The main concern of fundamentalist Islam is with moderate Islam, and especially with those Islamic states which, if they have not precisely embraced democracy, have nevertheless tried to banish theocracy from the business of government. That fundamentalism loathes the Western democracies goes without saying: or rather, it goes with a lot of saying, at the top of the voice. But the real horror, for the diehard theocrats, is the country with a large number of Muslims that has been infiltrated by the liberal ideas of the West. As a rule of thumb, you can say that the terrorists would like to wreak edifying vengeance on any predominantly Islamic country where you can see even a small part of a woman’s face. Starting with Pakistan, you can see more and more of a woman’s face as you move East. It was therefore predictable, after September 11th, that the terrorists would bend their efforts in the same direction. I only wish that I had predicted it straight away: we would all like to be blessed with as much foresight as hindsight. As things happened, it took me a few days.

A few days after the towers collapsed in New York, I flew East myself, from London to Sydney, thence to keep a speaking engagement in Adelaide. I flew by Malaysia Air, on a flight in which the crew outnumbered the passengers. The transit lounge in Kuala Lumpur was where I had my revelation. There was a prayer room for the faithful and an open bar for the rest of us. The two schools of thought were getting along fine, but it wasn’t hard to imagine another breed of traveller who wouldn’t stand for it. Here was an obvious target, and there were plenty more on the way to Australia, including the whole of Indonesia, where the fundamentalists were getting a lot better hearing than they were in Malaysia, but only because the Indonesian government was even more scared of what they might do.

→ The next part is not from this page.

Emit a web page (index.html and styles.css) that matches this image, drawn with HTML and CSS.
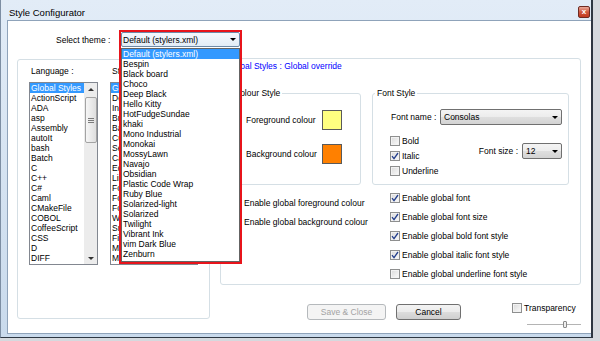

My speech in Adelaide was supposed to entertain several hundred Australian businessmen, but I threw in a few sentences designed to register on a different kind of laugh meter. Making jokes about the Australian intellectuals is a dangerous business when your audience is anti-intellectual anyway, which, I think it fair to say, my audience was: there is too good a chance of flattering a prejudice. I had to make it clear that I was joking about my fellow professionals, not my enemies. But compelled by the memory of my revelation in Kuala Lumpur, I couldn’t resist caning the Australian gauchiste commentators for their persistence in representing Australia as racist, exclusionist, illiberal and immature. I did my best to make my message funny, but I also tried hard to make it clear. Australia, though it certainly had the tragedy of the Aboriginals to haunt its conscience, was one of the most mature, generous and genuinely multicultural democracies on earth. For that reason alone, Australia would be in the firing line.

Well, now it is, and sadly our best hope will be that some of our neighbouring countries to the North and West will draw most of the fire. Next month I have to be in Australia again, to deliver a speech in Sydney and Melbourne: a speech about libraries. In the speech, which I am composing now and have put aside to write this, I will propose, among other things, the founding in Australia of an Islamic library to which all the world’s genuine Islamic scholars who are free to travel might come, there to continue the work of bringing a critical scrutiny to the sacred texts — the very work that was forcibly interrupted by the theocrats in the nineteenth century, an interruption that led directly to the disasters of today. But to get there in time I will have to fly there, and I can’t say I’m looking forward to the trip. I will be an old man soon, and the fact that I will be flying home through a long war-zone will bother me less than it would once have done, because I have had a life. But nobody wants his certainty of death pre-empted by a bunch of maniacs impelled by their certainty of Heaven, and the thought of all those slain or maimed young Australians, so full of life because they were too young even to realize what it means to be born and raised in a free country, will bring me home in despair.

Guardian, 16 November 2002

Postscript

The above words were not easy to find at the time, but something needed to be said. Later on, at the ceremony in St Paul’s Cathedral, I had only to read out the short lesson set down for me, and that should have been easier. But some of the bereaved parents were present. It was hard to look them in the eye. The Guardian gave my article a title I would not have chosen myself: ‘The Day My Country Lost its Innocence’. I didn’t believe that modern Australia had ever been innocent in the sense that was obviously meant. In that sense, Australia hadn’t been innocent since Gallipoli; and there were plenty of bereaved loved ones after World War II who were well aware of what had been at stake; and the European immigrants who helped to enrich Australian culture post-war brought hard knowledge with them. But in the legal sense Australia was certainly innocent of the Bali bombing, although the attempt to pronounce it guilty began almost straight away. Australia was an ally of the United States; and the United States backed Israel; and Israel oppressed the Palestinians; and the terrorists were consequently doing their bit for justice. Thus went the line of reasoning. Perhaps there was something to it — a lot of intelligent people believed it — but it was notable that the terrorists themselves, when apprehended, said little in its support. They smiled a lot, as if they had even bigger things in mind.